Parallelo a questo motivo, e ancor più pervasivo, v’è poi il tema dell’amore, svolto in tutte le sue declinazioni: erotico, filiale, per l’umanità, verso la divinità, con la paura e l’incapacità di riconoscere e accettare questo devastante sentimento. Il personaggio più fragile e scoperto in tal senso è proprio Plarr, per il quale esso è una responsabilità da cui rifuggire: “Oh, l’amore! Non è una parola inclusa nel mio vocabolario!” confessa a un suo paziente, lo scrittore Saavedra, negando a se stesso ciò che prova per Clara.

E se il libro si può leggere come un viaggio di scoperta e di rivelazione, pur se parziale, di questo sentimento che determina le scelte degli esseri umani, anche loro malgrado, sarà proprio Fortnum, il personaggio deriso e sottovalutato da tutti, a cogliere questa verità e a svelarla al lettore distratto dall’incalzare della storia, in un dialogo illuminante con un funzionario d’ambasciata. Il romanzo termina quindi con uno dei sorprendenti ribaltamenti di prospettiva tipici dell’arte di Greene, segnalato proprio dall’assunzione nella parte conclusiva del romanzo del punto di vista di Fortnum, il fragile beone che infine dimostra una somma dignità e una notevole saggezza: “Non c’è niente di male nell’amore. Non importa molto con chi. Ci si finisce coinvolti. Si finisce rapiti”.

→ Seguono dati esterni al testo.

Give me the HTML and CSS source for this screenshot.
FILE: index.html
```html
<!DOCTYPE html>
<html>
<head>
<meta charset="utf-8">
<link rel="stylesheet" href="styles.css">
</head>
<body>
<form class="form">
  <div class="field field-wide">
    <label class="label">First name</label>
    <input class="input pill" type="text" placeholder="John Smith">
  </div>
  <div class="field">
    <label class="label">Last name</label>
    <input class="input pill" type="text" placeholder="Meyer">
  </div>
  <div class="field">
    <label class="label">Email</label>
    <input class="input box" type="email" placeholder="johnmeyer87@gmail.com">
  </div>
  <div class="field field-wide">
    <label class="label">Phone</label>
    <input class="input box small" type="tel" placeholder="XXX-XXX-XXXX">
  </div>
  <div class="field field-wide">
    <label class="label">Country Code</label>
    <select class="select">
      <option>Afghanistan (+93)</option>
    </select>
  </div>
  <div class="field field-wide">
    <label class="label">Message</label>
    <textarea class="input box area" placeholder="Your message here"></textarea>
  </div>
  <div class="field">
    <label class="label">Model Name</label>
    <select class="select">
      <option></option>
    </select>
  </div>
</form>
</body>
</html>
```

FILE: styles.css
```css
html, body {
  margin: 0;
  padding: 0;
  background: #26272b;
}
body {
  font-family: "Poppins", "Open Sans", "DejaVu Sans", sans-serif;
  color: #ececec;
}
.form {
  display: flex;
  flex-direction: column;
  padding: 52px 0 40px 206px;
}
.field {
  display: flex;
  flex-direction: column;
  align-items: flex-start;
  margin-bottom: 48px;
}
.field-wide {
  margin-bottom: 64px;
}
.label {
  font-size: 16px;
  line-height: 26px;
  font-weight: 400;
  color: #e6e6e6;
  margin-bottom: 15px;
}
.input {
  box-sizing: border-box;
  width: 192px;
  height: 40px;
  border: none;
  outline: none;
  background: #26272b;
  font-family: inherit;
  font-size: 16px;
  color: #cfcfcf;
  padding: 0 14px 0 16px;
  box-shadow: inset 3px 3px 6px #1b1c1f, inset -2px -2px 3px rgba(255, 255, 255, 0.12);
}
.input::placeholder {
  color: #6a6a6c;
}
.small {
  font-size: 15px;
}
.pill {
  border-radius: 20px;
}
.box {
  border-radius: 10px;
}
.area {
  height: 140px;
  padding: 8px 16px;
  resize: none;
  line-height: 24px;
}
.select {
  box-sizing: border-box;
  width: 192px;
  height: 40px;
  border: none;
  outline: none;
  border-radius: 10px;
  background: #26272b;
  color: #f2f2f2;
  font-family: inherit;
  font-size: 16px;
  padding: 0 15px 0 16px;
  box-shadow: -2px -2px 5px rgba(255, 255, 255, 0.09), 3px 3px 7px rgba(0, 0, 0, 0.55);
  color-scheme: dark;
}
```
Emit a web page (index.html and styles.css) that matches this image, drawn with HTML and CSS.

Con la sua capacità di affrontare con acume e sguardo penetrante i temi universali dell’amore, della fede, della solitudine esistenziale, della fratellanza, della giustizia sociale, dimostrando una peculiare capacità di cimentarsi con la realtà del male, Greene ci appare in definitiva scrittore profondamente umanista. Ma la sua è un’arte ancor più vasta. Come dimostra in modo lampante questo romanzo, egli è stato un lucido cronista del suo tempo, di più, un indagatore della storia, delle macrostrutture politiche ed economiche di cui essa è intessuta, in grado di assumere posizioni severamente critiche nei confronti degli imperialismi occidentali, che il corso della storia hanno a lungo determinato. E ancora oggi, il tema a lui caro del confronto-scontro tra etnie e culture diverse rimane di cogente attualità.

Dunque, cosa chiedere di più a uno scrittore?